MATERIAL SUPPLIED:
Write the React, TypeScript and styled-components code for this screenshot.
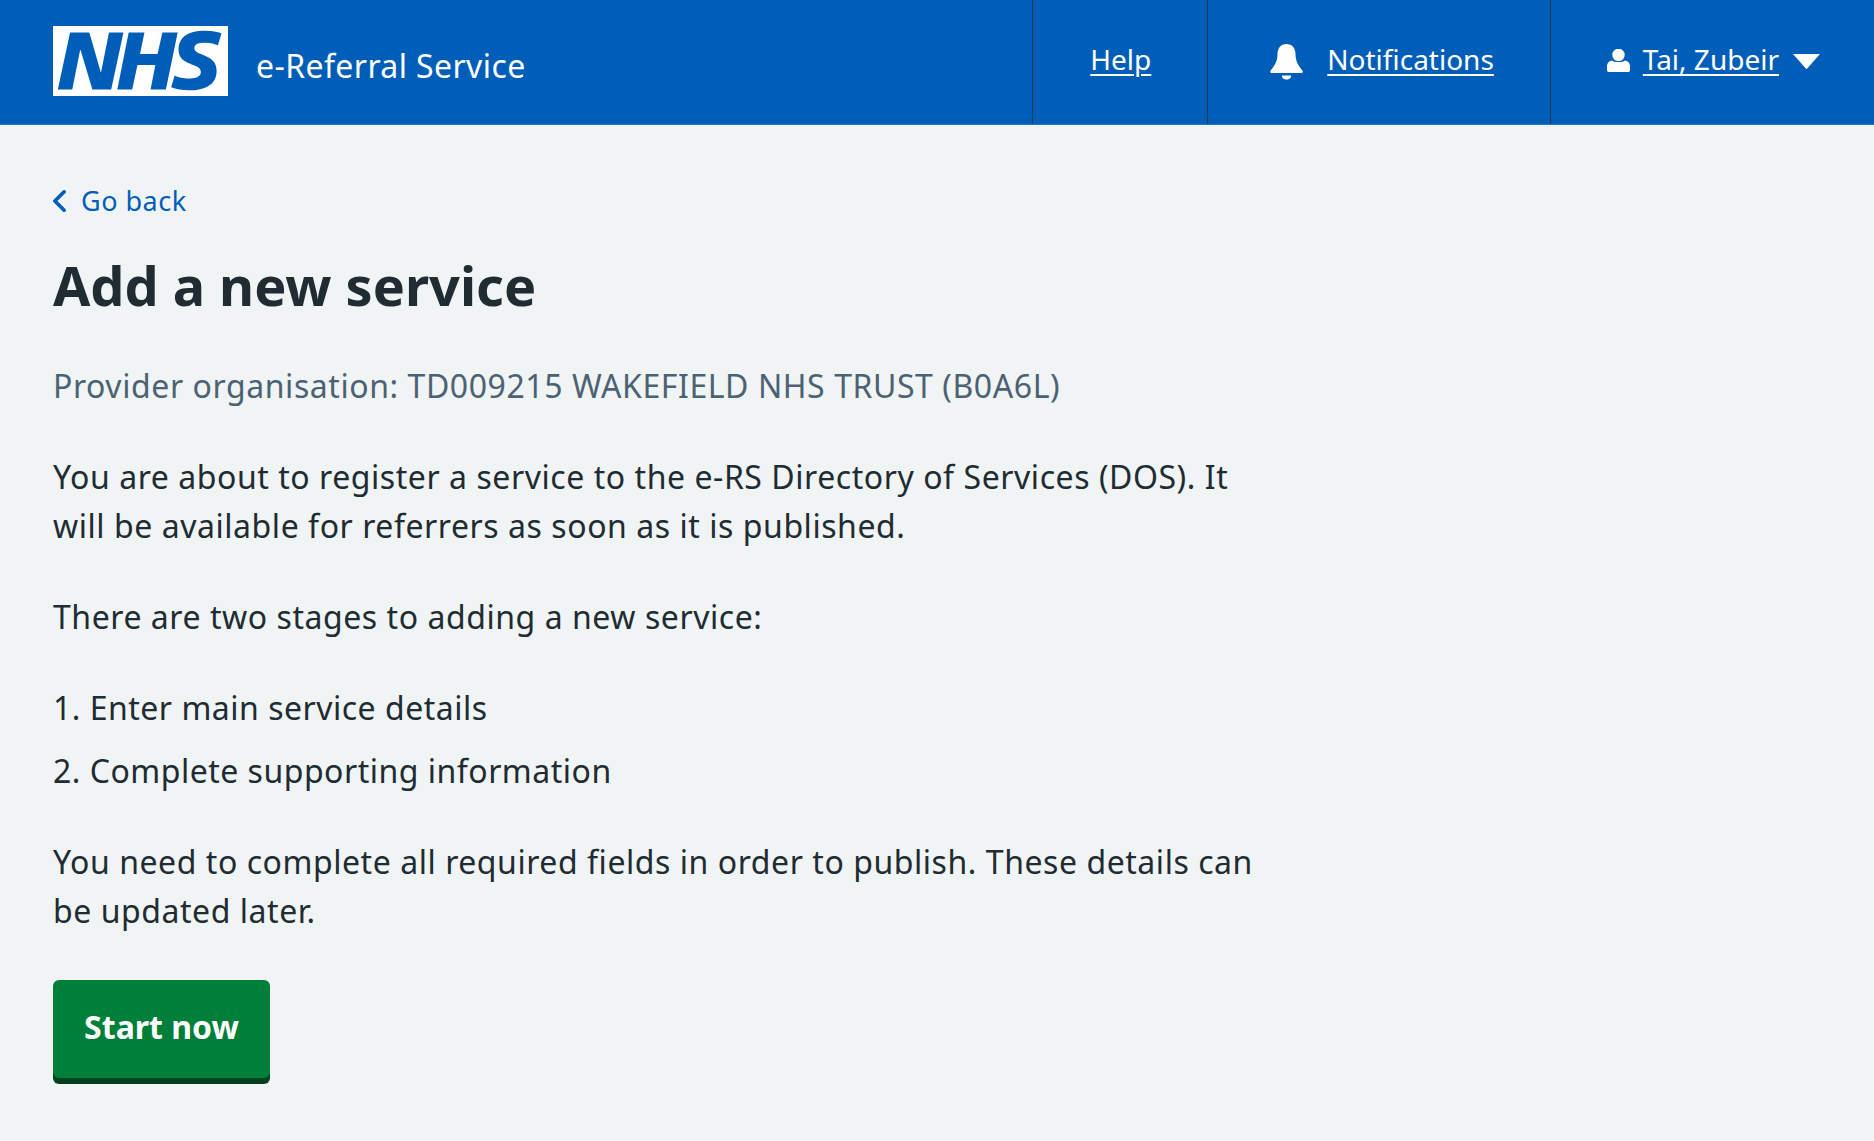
import React from 'react';
import styled, { createGlobalStyle } from 'styled-components';

const GlobalStyle = createGlobalStyle`
    html, body {
        margin: 0;
        padding: 0;
        min-height: 100%;
        background: #f0f4f5;
    }

    body {
        font-family: "Noto Sans", "Open Sans", Arial, sans-serif;
        color: #212b32;
    }
`;

const Header = styled.header`
    display: flex;
    align-items: stretch;
    height: 124px;
    background: #005eb8;
    border-bottom: 1px solid #1f77cc;
`;

const Brand = styled.div`
    flex: 1;
    display: flex;
    align-items: center;
    gap: 28px;
    padding-left: 53px;
    padding-bottom: 3px;
`;

const ServiceName = styled.span`
    margin-top: 10px;
    font-size: 32px;
    letter-spacing: 0.4px;
    color: #fff;
`;

const NavCell = styled.div<{ $left: number; $right: number }>`
    display: flex;
    align-items: center;
    padding: 0 ${(p) => p.$right}px 6px ${(p) => p.$left}px;
    border-left: 1px solid #1d3a5c;
    color: #fff;
`;

const NavLink = styled.a`
    font-size: 28px;
    color: #fff;
    text-decoration: underline;
    text-underline-offset: 4px;
    text-decoration-thickness: 2px;
`;

const BellIcon = styled.svg`
    margin: 6px 24px 0 0;
`;

const UserIcon = styled.svg`
    margin: 3px 13px 0 0;
`;

const Caret = styled.svg`
    margin: 5px 0 0 14px;
`;

const Page = styled.main`
    padding: 57px 53px 57px;
`;

const BackLink = styled.a`
    display: flex;
    align-items: center;
    gap: 15px;
    font-size: 27px;
    line-height: 38px;
    letter-spacing: 0.5px;
    color: #005eb8;
`;

const Title = styled.h1`
    margin: 31px 0 0;
    font-size: 54px;
    line-height: 68px;
    font-weight: 700;
`;

const Content = styled.div`
    max-width: 1210px;
`;

const Caption = styled.p`
    margin: 42px 0 0;
    font-size: 32px;
    line-height: 49px;
    letter-spacing: 0.57px;
    color: #4c6272;
`;

const Para = styled.p`
    margin: 42px 0 0;
    font-size: 32px;
    line-height: 49px;
    letter-spacing: 0.55px;
`;

const Steps = styled.ol`
    margin: 42px 0 0;
    padding: 0;
    list-style: none;
    display: flex;
    flex-direction: column;
    gap: 14px;
`;

const Step = styled.li`
    font-size: 32px;
    line-height: 49px;
    letter-spacing: 0.5px;
`;

const StartButton = styled.button`
    display: block;
    width: 217px;
    height: 98px;
    margin-top: 45px;
    padding: 0 0 6px;
    border: 0;
    border-radius: 6px;
    background: #007f3b;
    box-shadow: 0 6px 0 #00401e;
    font-family: inherit;
    font-size: 32px;
    font-weight: 700;
    color: #fff;
`;

export default function App() {
    return (
        <>
            <GlobalStyle />
            <Header>
                <Brand>
                    <svg width="175" height="70" viewBox="0 0 40 16">
                        <path fill="#fff" d="M0 0h40v16H0z" />
                        <path
                            fill="#005eb8"
                            d="M3.9 1.5h4.4l2.6 9h.1l1.8-9h3.3l-2.8 13H9l-2.7-9h-.1l-1.8 9H1.1M17.3 1.5h3.6l-1 4.9h4L25 1.5h3.5l-2.7 13h-3.5l1.1-5.6h-4.1l-1.2 5.6h-3.4M37.7 4.4c-.7-.3-1.6-.6-2.9-.6-1.4 0-2.5.2-2.5 1.3 0 1.8 5.1 1.2 5.1 5.1 0 3.6-3.3 4.5-6.4 4.5-1.3 0-2.9-.3-4-.7l.8-2.7c.7.4 2.1.7 3.2.7s2.8-.2 2.8-1.5c0-2.1-5.1-1.3-5.1-5 0-3.4 2.9-4.4 5.8-4.4 1.6 0 3.1.2 4 .6"
                        />
                    </svg>
                    <ServiceName>e-Referral Service</ServiceName>
                </Brand>
                <NavCell $left={57} $right={56}>
                    <NavLink>Help</NavLink>
                </NavCell>
                <NavCell $left={62} $right={56}>
                    <BellIcon width="33" height="36" viewBox="0 0 33 36">
                        <path
                            fill="#fff"
                            d="M16.500 0C22 0 25.500 4 25.500 10c0 7 2.500 11 6.500 16 1.500 2 .5 3-1 3H2c-1.500 0-2.500-1-1-3 4-5 6.500-9 6.500-16C7.500 4 11 0 16.500 0z"
                        />
                        <path fill="#fff" d="M12 31.500h9c.5 2.500-2 4-4.500 4s-5-1.500-4.500-4z" />
                    </BellIcon>
                    <NavLink>Notifications</NavLink>
                </NavCell>
                <NavCell $left={56} $right={54}>
                    <UserIcon width="23" height="23" viewBox="0 0 23 23">
                        <circle fill="#fff" cx="11.500" cy="6" r="6.200" />
                        <path
                            fill="#fff"
                            d="M5 11.500c2 2 11 2 13 0 3 .5 5 2.500 5 5.500v4c0 1.500-1 2-2 2H2c-1 0-2-.5-2-2v-4c0-3 2-5 5-5.500z"
                        />
                    </UserIcon>
                    <NavLink>Tai, Zubeir</NavLink>
                    <Caret width="27" height="15" viewBox="0 0 27 15">
                        <path fill="#fff" d="M0 0h27L14.200 14.600c-.4.400-1 .4-1.400 0z" />
                    </Caret>
                </NavCell>
            </Header>
            <Page>
                <BackLink>
                    <svg width="13" height="22" viewBox="8.500 6 7 12" preserveAspectRatio="none">
                        <path
                            fill="#005eb8"
                            d="M8.500 12c0-.3.100-.5.300-.7l5-5c.4-.4 1-.4 1.400 0s.4 1 0 1.400L10.900 12l4.300 4.300c.4.400.4 1 0 1.400s-1 .4-1.400 0l-5-5c-.2-.2-.3-.4-.3-.7z"
                        />
                    </svg>
                    Go back
                </BackLink>
                <Title>Add a new service</Title>
                <Content>
                    <Caption>Provider organisation: TD009215 WAKEFIELD NHS TRUST (B0A6L)</Caption>
                    <Para>
                        You are about to register a service to the e-RS Directory of Services (DOS). It will be
                        available for referrers as soon as it is published.
                    </Para>
                    <Para>There are two stages to adding a new service:</Para>
                    <Steps>
                        <Step>1. Enter main service details</Step>
                        <Step>2. Complete supporting information</Step>
                    </Steps>
                    <Para>
                        You need to complete all required fields in order to publish. These details can be updated
                        later.
                    </Para>
                </Content>
                <StartButton>Start now</StartButton>
            </Page>
        </>
    );
}
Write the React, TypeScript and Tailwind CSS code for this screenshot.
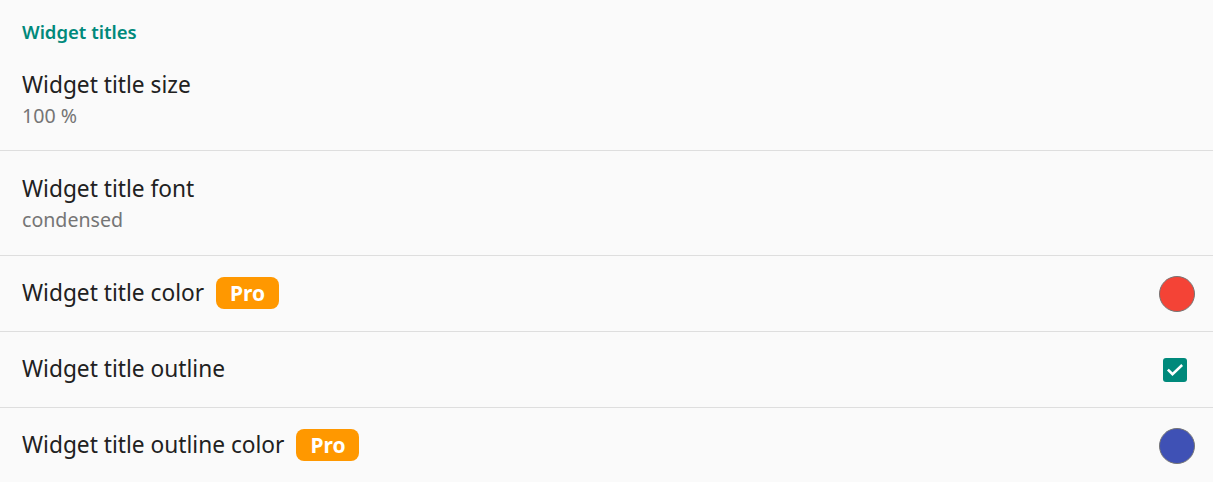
import React from "react";

function Pro() {
  return (
    <span className="ml-[12px] inline-flex h-[32px] w-[63px] items-center justify-center rounded-[8px] bg-[#ff9800] text-[21px] font-bold leading-none text-white [font-family:'Noto_Sans','Open_Sans',sans-serif]">
      Pro
    </span>
  );
}

export default function App() {
  return (
    <div className="h-[482px] w-[1213px] overflow-hidden bg-[#fafafa] text-[#212121] [font-family:'Noto_Sans','Open_Sans',sans-serif]">
      <div className="h-[47px] px-[22px] pt-[20px]">
        <div className="text-[18.5px] font-semibold leading-[24px] text-[#00897b]">Widget titles</div>
      </div>
      <div className="border-b border-[#dedede] px-[22px] pb-[18px] pt-[23px]">
        <div className="text-[22.7px] leading-[30px]">Widget title size</div>
        <div className="text-[19.6px] leading-[32px] text-[#757575]">100 %</div>
      </div>
      <div className="border-b border-[#dedede] px-[22px] pb-[19px] pt-[23px]">
        <div className="text-[22.7px] leading-[30px]">Widget title font</div>
        <div className="text-[19.6px] leading-[32px] text-[#757575]">condensed</div>
      </div>
      <div className="flex h-[76px] items-center justify-between border-b border-[#dedede] pl-[22px] pr-[18px]">
        <div className="flex items-center text-[22.7px]">
          Widget title color
          <Pro />
        </div>
        <div className="h-[36px] w-[36px] rounded-full border border-[#757575] bg-[#f44336]" />
      </div>
      <div className="flex h-[76px] items-center justify-between border-b border-[#dedede] pl-[22px] pr-[26px]">
        <div className="text-[22.7px]">Widget title outline</div>
        <div className="flex h-[24px] w-[24px] items-center justify-center rounded-[3px] bg-[#00897b]">
          <svg width="20" height="20" viewBox="0 0 24 24" fill="none" stroke="white" strokeWidth="3" strokeLinecap="square">
            <path d="M4.5 12.5l4.5 4.5L19.5 7" />
          </svg>
        </div>
      </div>
      <div className="flex h-[75px] items-center justify-between pl-[22px] pr-[18px]">
        <div className="flex items-center text-[22.7px]">
          Widget title outline color
          <Pro />
        </div>
        <div className="h-[36px] w-[36px] rounded-full border border-[#757575] bg-[#3f51b5]" />
      </div>
    </div>
  );
}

PROBLEM TO SOLVE: In the listing, find each line with the string "components" and copy it.

WRITTEN ANSWER:
Write the React, TypeScript and styled-components code for this screenshot.
import styled, { createGlobalStyle } from 'styled-components';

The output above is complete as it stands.